Quanto agli aspetti processuali delle “azioni d'inefficacia”, la proposta tocca esclusivamente taluni profili relativi all'onere della prova, tralasciando altri aspetti pur di rilievo, come la legittimazione ad agire e i termini di prescrizione e decadenza. La Commissione non avrebbe potuto fare altrimenti, se non cimentandosi in un'impresa di armonizzazione difficilissima. Infatti, la proposta di direttiva esige che, a certe condizioni, gli effetti dell'azione o dell'omissione del debitore debbano poter essere rimossi a beneficio della massa; ma le vie processuali attraverso le quali questi effetti possono essere posti nel nulla possono divergere non solo da ordinamento a ordinamento, ma anche in funzione della natura dell'atto commissivo e dell'omissione pregiudizievoli.

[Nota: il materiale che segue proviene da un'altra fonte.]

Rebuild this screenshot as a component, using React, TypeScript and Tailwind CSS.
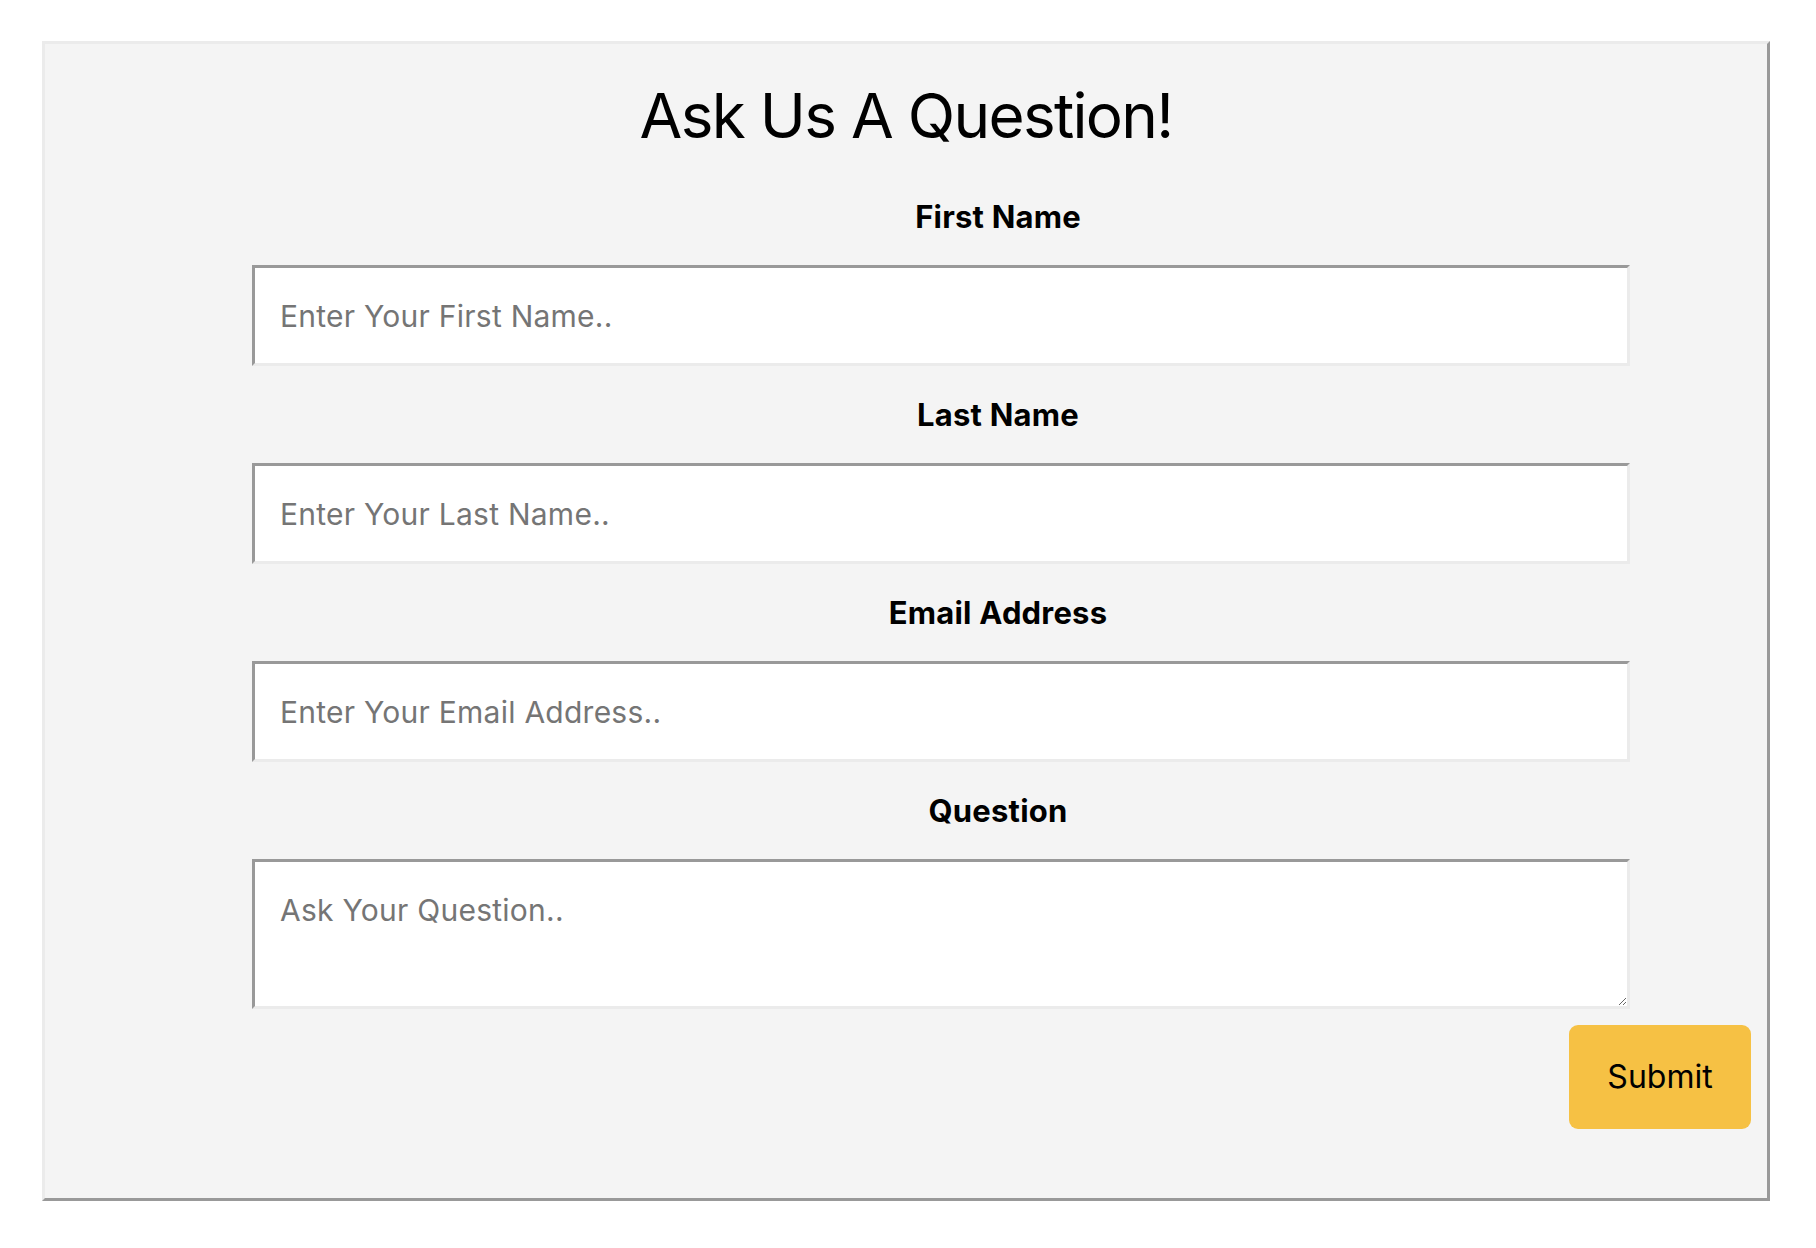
import { useState } from 'react'

const fields = [
  { id: 'firstName', label: 'First Name', placeholder: 'Enter Your First Name..' },
  { id: 'lastName', label: 'Last Name', placeholder: 'Enter Your Last Name..' },
  { id: 'email', label: 'Email Address', placeholder: 'Enter Your Email Address..' },
]

const boxClass =
  'block w-[1378px] bg-white border-[3px] border-t-[#999999] border-l-[#999999] border-r-[#ebebeb] border-b-[#ebebeb] px-[25px] text-[30px] leading-[36px] tracking-[0.25px] text-black outline-none placeholder:text-[#757575]'

const labelClass = 'mt-[31px] mb-[30px] text-center text-[31px] leading-[36px] tracking-[0.2px] font-bold text-black'

export default function App() {
  const [values, setValues] = useState<Record<string, string>>({})

  const update = (id: string, v: string) => setValues((prev) => ({ ...prev, [id]: v }))

  return (
    <div className="min-h-screen bg-white pt-[41px] pl-[42px] font-['Inter',sans-serif]">
      <div className="w-[1728px] bg-[#f4f4f4] border-[3px] border-t-[#ebebeb] border-l-[#ebebeb] border-r-[#999999] border-b-[#999999] pb-[69px] flex flex-col">
        <h1 className="mt-[34px] text-center text-[62px] leading-[75px] tracking-[-1.7px] font-normal text-black">
          Ask Us A Question!
        </h1>

        <form className="ml-[207px] w-[1492px] flex flex-col mt-[15px]" onSubmit={(e) => e.preventDefault()}>
          {fields.map((f) => (
            <div key={f.id} className="flex flex-col">
              <label htmlFor={f.id} className={labelClass}>
                {f.label}
              </label>
              <input
                id={f.id}
                type="text"
                placeholder={f.placeholder}
                value={values[f.id] ?? ''}
                onChange={(e) => update(f.id, e.target.value)}
                className={`${boxClass} h-[101px]`}
              />
            </div>
          ))}

          <label htmlFor="question" className={labelClass}>
            Question
          </label>
          <textarea
            id="question"
            placeholder="Ask Your Question.."
            value={values.question ?? ''}
            onChange={(e) => update('question', e.target.value)}
            className={`${boxClass} h-[150px] pt-[30px]`}
          />
        </form>

        <button
          type="submit"
          className="self-end mr-[16px] mt-[16px] w-[182px] h-[104px] rounded-[9px] bg-[#f6c144] text-[32px] text-black"
        >
          Submit
        </button>
      </div>
    </div>
  )
}
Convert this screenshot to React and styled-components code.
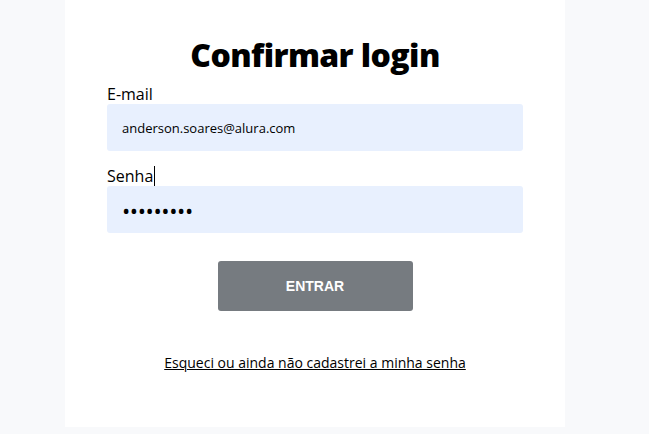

In merito all'onere della prova, invece, quando la proposta richiede che l'accipiens sia a conoscenza, a seconda dei casi, del dissesto del debitore, della pendenza nei suoi confronti di un procedimento prodromico, ovvero della sua intenzione di nuocere alla massa, specifica ogni volta che tale stato soggettivo debba presumersi in capo alle «parti correlate» (parties closely related to the debtor)[14], ossia alle «persone, fisiche o giuridiche, con accesso privilegiato a informazioni riservate sugli affari del debitore» (art. 2, lett. q, che correda la definizione di un elenco esemplificativo). Il considerando 12, opportunamente, puntualizza che tale presunzione è vincibile con la prova della buona fede soggettiva dell'accipiens.
Assai meno ambiziosa e incisiva è l'armonizzazione delle regole concernenti i doveri di comportamento degli amministratori al cospetto del dissesto della società. Gli artt. 36 e 37, che esauriscono il contenuto del Titolo V, si limitano a imporre agli Stati membri l'obbligo di presidiare con la responsabilità civile il dovere degli amministratori di richiedere tempestivamente (cioè, entro tre mesi dall'emersione del dissesto) l'apertura di una procedura d'insolvenza a carico della società.
Si tratta indubbiamente di una delle misure di minor impatto della direttiva, considerato che, nella maggior parte degli ordinamenti europei, l'inerzia già consente, in base ai principi generali sulla responsabilità civile, d'imputare agli amministratori, a titolo di colpa o negligenza, il danno sofferto dalla massa[15]. La proposta mira in ogni caso a dissipare ogni dubbio, qualificando espressamente questa precisa condotta quale fonte di responsabilità.
La cautela mostrata dal legislatore europeo è comprensibile, attesa la notevole difficoltà di costruire regole armonizzate in questa complessa materia, nella quale, oltretutto, s'intersecano discipline che esulano dalle competenze normative delle istituzioni dell'Unione (particolarmente, il diritto penale dell'economia). Nondimeno, la proposta compie un passo avanti non trascurabile rispetto alla Direttiva “Insolvency”, la quale, si ricorderà, prevedeva soltanto che gli Stati membri imponessero agli amministratori di prendere le iniziative necessarie ad evitare l'insolvenza e tutelare gli interessi dei creditori, senza specificare in che modo l'inosservanza di tale dovere dovesse essere sanzionato (art. 19)[16].
Vistosa è l'assenza di un'esatta definizione dei destinatari dell'obbligo di domandare tempestivamente l'apertura della procedura d'insolvenza. L'omissione è voluta, come si deduce dal considerando 32, nel quale si raccomanda agli Stati membri di approntare una definizione quanto più ampia possibile, tale da includere non soltanto gli amministratori formalmente investiti, ma anche coloro che, di fatto, detengono le redini della società[17].
Mancano, infine, disposizioni in merito ai profili processuali delle azioni di responsabilità. Non è una lacuna di poco conto, considerato che questi rimedi rappresentano, oramai, il principale strumento di ricostituzione degli attivi delle procedure.